In November 2020, workers received wages and salaries equivalent to an annual rate of $9.6 trillion, an increase of two percent from November 2019. Yet over the same period, the total number of jobs fell by 9.2 million or 6.1 percent. This disconnect, pointed out by Dr. Sahm, may suggest that wage and salary data are painting an overly-rosy picture of the economy. While the staff of stats agencies hold a special place in my heart, wage and salary data for November 2020 are preliminary estimates from incomplete sources. As new data become available, the November 2020 estimates, produced by the Bureau of Economic Analysis (BEA), will be revised. Two years after the previous recession ended, BEA economists were still lowering their estimates of the wages and salaries received during the recession. 

So Dr. Sahm is right; the disconnect between earnings data and payrolls data is concerning. The most plausible explanation for this gap comes from John Vorheis, who posits that jobs permanently lost were disproportionately low wage, while jobs that have come back or were not lost have more wage growth. To test this, I’ll try to estimate the gap.

First, let’s estimate what total wages and salaries might have been in 2020 for the people who were employed in 2019, if they had all remained employed. For an upper-bound estimate, the average wage growth for individuals was around six percent in 2019. Six percent growth in wages and salaries would result in an annual rate of $10 trillion in November 2020, around $400 billion more than the current estimate, or $43,500 for each missing job. The result produced by assuming six percent growth is plausible, but I’m not sure that six percent growth is a realistic assumption.

As an alternative estimate, in the first two months of 2020 total wage and salary growth was 4.5 percent while payroll growth was 1.5 percent, meaning individual wage and salary growth was around three percent. A more-realistic continuation of three percent growth would result in annual wages and salaries of $9.7 trillion in November 2020, around $100 billion above the current estimate, or $10,900 per missing job. 
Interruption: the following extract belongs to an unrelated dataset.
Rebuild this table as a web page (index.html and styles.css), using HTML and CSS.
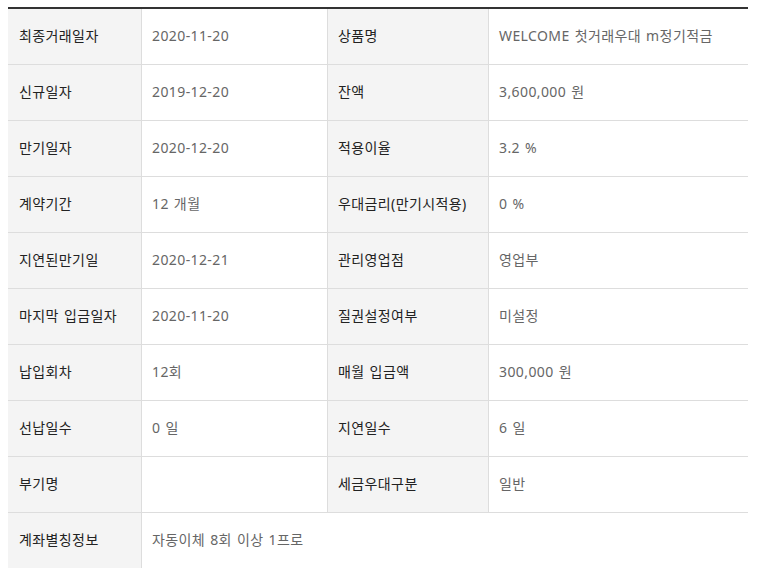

The more-realistic estimate, based on three percent individual wage and salary growth, suggests to me that the preliminary wage and salary data and the payrolls data do not match. It’s worth thinking therefore about possible reasons for revisions to the data. In 2019, the BEA increased total wage and salary figures by $111 billion to adjust for under-reporting of tips in taxes returns, and added $430 billion to adjust for employees paid while bypassing unemployment insurance (NIPA table 7.18). The adjustments for 2020 are not available yet, but I could imagine a situation where tips are far lower and more likely to be reported and fewer people are trying to bypass unemployment insurance. If this is the case, the current estimates of wages and salaries could be revised downward.